● **Set exercise**
Extract every line from the records below that contains the word "this".

● **Task data**

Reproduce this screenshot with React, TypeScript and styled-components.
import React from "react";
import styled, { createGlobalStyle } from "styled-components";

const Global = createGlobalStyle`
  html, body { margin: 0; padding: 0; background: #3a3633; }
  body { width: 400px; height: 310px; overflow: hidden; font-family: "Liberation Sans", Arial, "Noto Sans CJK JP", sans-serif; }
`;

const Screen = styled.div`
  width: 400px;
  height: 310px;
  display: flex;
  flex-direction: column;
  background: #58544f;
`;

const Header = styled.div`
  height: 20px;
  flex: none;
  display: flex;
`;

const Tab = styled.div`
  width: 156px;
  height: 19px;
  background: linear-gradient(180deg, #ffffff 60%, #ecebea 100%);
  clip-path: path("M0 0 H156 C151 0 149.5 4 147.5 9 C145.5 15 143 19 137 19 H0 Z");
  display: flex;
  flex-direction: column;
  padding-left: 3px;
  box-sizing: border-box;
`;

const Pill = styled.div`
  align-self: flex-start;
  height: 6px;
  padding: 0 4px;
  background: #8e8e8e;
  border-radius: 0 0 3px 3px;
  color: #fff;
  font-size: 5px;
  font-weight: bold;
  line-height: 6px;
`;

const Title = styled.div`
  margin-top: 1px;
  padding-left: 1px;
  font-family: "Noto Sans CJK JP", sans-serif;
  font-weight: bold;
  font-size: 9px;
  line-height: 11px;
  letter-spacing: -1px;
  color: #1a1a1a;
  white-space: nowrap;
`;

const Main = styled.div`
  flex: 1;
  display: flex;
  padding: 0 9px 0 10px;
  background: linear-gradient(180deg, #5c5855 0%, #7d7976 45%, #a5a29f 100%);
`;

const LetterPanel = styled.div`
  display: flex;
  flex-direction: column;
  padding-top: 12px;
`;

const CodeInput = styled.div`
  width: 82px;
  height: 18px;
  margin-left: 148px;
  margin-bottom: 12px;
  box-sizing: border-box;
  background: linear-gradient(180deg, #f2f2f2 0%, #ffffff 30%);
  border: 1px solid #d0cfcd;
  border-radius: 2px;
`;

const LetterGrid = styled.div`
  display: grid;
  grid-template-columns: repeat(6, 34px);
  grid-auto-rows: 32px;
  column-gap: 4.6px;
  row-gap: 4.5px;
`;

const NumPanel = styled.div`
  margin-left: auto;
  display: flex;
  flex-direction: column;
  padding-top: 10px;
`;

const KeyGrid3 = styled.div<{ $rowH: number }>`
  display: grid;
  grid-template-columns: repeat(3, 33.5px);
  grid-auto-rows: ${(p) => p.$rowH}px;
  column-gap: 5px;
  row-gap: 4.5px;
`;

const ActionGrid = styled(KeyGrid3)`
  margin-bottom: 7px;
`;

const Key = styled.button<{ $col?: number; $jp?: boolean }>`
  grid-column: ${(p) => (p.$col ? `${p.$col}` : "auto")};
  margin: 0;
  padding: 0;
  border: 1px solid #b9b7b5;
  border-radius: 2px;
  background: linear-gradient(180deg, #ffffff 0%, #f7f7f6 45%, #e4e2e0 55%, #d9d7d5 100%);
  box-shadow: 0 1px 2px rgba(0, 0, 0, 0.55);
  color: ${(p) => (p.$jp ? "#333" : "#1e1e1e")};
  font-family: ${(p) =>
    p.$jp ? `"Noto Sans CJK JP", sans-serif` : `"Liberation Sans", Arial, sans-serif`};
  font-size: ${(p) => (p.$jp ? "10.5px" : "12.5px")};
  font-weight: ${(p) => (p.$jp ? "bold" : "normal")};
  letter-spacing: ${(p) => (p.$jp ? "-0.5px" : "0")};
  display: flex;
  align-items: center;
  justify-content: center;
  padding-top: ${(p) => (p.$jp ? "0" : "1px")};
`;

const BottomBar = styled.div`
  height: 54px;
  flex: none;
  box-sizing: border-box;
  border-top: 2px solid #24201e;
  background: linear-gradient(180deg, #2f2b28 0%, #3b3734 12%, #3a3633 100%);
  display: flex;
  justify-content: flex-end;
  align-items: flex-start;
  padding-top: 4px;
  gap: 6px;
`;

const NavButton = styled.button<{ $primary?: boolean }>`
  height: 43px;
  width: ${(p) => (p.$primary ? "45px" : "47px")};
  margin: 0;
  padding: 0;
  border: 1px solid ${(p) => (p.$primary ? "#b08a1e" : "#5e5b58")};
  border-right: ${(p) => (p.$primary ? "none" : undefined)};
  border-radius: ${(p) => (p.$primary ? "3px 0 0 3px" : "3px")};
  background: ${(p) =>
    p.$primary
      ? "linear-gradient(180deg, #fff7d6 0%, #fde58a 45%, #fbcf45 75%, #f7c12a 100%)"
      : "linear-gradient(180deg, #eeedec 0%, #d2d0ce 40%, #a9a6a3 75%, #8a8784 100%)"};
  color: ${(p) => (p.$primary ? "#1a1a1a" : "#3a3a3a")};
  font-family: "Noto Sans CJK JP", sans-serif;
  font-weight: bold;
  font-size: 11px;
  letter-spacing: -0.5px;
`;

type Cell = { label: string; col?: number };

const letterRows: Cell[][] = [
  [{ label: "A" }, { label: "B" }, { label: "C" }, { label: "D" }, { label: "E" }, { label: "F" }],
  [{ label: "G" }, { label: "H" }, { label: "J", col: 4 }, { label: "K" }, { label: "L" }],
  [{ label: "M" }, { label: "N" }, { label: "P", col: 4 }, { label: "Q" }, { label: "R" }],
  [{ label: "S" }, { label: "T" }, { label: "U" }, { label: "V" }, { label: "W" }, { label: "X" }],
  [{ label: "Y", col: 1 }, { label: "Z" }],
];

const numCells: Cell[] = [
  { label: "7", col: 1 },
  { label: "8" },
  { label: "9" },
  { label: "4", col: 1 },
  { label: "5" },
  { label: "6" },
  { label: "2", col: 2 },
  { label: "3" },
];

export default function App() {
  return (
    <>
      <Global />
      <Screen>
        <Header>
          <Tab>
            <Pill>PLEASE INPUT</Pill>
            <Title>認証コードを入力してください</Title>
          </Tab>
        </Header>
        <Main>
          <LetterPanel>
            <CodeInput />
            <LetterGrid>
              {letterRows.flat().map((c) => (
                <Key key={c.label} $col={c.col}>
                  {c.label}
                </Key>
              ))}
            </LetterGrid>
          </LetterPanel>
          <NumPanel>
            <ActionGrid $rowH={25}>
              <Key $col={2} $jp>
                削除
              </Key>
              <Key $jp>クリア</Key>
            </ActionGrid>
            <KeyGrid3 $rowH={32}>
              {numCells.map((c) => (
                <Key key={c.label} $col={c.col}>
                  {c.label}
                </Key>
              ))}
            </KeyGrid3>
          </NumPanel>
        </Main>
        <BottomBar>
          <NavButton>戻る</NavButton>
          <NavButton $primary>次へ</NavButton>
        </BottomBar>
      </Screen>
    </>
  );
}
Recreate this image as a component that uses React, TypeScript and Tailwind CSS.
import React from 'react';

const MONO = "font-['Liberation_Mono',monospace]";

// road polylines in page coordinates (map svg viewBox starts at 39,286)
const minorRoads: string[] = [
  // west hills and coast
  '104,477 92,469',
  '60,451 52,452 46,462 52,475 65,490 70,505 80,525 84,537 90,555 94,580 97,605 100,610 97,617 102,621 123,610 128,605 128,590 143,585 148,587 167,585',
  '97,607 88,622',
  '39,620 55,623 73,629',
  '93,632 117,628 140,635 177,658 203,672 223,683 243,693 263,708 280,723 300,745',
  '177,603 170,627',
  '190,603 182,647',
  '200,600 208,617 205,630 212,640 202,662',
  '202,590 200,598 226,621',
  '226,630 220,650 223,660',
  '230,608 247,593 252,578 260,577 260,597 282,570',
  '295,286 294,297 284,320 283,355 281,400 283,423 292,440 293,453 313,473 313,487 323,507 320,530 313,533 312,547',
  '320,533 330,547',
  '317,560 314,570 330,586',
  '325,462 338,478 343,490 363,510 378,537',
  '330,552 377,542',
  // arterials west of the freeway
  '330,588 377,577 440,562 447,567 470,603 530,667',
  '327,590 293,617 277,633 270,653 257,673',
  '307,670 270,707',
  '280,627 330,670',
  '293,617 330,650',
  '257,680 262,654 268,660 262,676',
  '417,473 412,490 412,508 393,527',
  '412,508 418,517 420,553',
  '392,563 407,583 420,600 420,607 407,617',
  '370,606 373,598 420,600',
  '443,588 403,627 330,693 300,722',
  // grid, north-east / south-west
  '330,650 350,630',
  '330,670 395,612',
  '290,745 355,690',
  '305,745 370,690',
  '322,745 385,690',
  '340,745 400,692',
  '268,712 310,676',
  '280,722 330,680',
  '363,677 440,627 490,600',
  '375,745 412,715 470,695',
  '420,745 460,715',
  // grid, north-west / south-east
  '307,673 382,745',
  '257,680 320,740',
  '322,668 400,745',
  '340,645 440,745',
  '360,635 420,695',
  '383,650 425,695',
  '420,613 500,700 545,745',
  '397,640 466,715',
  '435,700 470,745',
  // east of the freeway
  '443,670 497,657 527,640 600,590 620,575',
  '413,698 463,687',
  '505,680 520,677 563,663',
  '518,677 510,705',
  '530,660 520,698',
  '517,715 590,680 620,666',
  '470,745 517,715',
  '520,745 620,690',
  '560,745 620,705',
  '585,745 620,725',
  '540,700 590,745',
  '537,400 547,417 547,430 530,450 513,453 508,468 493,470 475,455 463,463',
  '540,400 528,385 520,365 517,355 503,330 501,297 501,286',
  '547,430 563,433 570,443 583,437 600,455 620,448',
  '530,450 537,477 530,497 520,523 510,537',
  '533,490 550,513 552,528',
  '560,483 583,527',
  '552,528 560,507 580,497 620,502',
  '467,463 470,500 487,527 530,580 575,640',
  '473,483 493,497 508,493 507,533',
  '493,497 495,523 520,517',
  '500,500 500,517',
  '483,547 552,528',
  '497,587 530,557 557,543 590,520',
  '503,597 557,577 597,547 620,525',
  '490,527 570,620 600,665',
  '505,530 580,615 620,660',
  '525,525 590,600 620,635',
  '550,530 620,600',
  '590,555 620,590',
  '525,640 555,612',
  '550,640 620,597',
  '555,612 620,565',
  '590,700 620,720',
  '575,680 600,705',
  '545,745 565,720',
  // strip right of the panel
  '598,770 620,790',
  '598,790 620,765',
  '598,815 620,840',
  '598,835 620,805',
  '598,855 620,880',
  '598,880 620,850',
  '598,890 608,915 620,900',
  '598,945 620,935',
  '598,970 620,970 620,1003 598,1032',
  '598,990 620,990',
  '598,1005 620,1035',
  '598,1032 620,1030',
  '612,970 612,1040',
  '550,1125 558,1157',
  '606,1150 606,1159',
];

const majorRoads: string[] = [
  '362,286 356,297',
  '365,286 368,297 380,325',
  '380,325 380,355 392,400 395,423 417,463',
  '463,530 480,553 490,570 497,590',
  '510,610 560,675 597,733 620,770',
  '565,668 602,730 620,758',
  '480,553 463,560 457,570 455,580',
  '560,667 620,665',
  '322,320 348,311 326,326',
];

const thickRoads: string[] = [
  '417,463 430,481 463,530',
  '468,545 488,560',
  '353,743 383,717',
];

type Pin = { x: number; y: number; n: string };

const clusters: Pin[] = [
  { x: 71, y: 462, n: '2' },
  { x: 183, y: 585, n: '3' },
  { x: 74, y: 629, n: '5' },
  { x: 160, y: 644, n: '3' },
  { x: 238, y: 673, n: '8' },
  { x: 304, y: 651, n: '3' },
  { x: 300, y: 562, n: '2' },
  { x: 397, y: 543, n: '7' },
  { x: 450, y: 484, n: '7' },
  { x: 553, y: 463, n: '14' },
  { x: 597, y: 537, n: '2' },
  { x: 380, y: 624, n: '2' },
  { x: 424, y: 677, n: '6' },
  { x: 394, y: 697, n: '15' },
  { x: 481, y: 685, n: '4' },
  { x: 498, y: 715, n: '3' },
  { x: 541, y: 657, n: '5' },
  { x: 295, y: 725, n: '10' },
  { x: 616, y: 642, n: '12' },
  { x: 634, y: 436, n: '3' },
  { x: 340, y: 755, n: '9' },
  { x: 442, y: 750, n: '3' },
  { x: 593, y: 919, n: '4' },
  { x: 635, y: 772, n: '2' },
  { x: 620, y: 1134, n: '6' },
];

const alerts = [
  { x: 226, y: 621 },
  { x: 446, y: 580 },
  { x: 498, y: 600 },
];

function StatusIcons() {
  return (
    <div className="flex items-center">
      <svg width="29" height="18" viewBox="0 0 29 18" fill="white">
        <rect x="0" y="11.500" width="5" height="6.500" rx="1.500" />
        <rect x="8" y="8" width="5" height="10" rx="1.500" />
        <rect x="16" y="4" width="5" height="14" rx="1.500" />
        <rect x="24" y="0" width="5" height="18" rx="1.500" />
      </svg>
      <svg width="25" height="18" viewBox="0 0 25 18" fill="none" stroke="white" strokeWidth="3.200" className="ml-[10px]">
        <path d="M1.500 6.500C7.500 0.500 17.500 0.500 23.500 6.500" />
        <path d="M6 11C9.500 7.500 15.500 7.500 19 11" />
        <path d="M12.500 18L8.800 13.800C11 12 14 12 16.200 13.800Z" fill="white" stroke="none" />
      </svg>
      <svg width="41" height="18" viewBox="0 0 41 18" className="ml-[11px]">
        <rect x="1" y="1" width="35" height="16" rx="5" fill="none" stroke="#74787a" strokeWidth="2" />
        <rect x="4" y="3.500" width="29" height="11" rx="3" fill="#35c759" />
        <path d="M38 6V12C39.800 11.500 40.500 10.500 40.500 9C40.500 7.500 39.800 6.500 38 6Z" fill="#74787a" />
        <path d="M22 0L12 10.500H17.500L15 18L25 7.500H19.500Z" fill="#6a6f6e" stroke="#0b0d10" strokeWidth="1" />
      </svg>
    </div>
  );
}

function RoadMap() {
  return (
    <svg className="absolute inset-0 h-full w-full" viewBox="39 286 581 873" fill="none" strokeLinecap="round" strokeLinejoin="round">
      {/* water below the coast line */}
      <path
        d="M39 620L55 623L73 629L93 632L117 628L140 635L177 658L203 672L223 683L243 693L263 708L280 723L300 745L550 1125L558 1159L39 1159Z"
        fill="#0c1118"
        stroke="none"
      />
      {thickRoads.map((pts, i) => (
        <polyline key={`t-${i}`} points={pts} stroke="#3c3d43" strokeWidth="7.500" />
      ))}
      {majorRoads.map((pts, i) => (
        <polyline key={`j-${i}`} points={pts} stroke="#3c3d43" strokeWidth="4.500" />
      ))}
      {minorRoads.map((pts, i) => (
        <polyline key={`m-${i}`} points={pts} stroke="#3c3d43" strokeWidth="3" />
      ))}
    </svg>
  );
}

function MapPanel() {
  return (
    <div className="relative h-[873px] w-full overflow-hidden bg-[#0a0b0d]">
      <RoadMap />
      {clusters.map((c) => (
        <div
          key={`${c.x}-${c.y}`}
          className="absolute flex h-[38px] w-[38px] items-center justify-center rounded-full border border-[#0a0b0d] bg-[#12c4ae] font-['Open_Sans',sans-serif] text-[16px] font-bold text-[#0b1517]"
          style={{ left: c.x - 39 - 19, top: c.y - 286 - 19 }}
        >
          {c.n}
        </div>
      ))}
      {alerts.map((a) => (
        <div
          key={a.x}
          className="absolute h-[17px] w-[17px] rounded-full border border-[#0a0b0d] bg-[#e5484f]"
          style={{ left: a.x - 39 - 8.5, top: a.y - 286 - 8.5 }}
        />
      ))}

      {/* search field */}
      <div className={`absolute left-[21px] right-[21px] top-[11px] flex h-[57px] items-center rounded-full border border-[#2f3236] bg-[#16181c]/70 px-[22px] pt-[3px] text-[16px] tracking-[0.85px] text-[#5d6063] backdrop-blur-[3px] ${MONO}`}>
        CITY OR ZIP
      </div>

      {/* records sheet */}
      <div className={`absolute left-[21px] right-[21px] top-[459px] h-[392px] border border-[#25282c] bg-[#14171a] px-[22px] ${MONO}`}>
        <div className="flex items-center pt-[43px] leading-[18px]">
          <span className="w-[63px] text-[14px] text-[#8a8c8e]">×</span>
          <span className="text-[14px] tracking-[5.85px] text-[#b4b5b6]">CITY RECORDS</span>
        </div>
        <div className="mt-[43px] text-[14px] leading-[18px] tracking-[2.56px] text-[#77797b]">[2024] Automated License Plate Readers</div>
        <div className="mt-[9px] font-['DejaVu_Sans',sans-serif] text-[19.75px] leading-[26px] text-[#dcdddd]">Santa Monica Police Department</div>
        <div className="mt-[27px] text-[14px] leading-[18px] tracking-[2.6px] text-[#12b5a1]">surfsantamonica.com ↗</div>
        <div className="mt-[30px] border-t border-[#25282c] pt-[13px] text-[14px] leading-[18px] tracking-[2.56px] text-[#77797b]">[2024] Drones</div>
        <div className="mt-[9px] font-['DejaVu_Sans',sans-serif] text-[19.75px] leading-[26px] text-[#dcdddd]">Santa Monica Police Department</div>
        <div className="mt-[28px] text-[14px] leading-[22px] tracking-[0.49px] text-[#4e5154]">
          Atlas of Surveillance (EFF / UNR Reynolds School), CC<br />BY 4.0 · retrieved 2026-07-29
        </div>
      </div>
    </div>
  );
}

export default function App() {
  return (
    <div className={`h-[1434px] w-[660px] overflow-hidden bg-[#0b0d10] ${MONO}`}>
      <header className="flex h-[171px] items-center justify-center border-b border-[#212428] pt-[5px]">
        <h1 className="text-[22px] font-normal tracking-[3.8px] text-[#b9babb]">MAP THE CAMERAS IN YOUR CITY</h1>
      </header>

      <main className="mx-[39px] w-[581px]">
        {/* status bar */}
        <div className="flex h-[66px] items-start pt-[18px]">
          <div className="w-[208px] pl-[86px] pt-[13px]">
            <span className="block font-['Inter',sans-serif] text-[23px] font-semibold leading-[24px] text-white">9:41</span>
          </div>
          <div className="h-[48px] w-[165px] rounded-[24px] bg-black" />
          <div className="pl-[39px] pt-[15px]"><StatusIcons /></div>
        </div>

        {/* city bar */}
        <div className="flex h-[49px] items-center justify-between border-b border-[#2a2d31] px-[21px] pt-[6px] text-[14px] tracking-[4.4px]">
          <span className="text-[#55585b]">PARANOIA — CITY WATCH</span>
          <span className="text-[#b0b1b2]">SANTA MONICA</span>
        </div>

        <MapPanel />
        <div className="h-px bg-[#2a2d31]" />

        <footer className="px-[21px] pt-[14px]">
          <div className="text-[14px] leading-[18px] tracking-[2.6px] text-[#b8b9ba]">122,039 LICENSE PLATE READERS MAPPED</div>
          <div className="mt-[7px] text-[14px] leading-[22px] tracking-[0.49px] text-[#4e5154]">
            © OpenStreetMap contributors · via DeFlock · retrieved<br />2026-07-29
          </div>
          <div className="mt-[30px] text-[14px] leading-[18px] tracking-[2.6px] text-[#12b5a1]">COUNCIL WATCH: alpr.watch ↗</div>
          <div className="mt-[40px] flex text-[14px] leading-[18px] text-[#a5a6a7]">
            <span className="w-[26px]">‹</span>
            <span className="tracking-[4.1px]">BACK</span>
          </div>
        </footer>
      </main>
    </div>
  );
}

● **Correct response**
Reproduce this screenshot with React, TypeScript and styled-components.
Recreate this image as a component that uses React, TypeScript and Tailwind CSS.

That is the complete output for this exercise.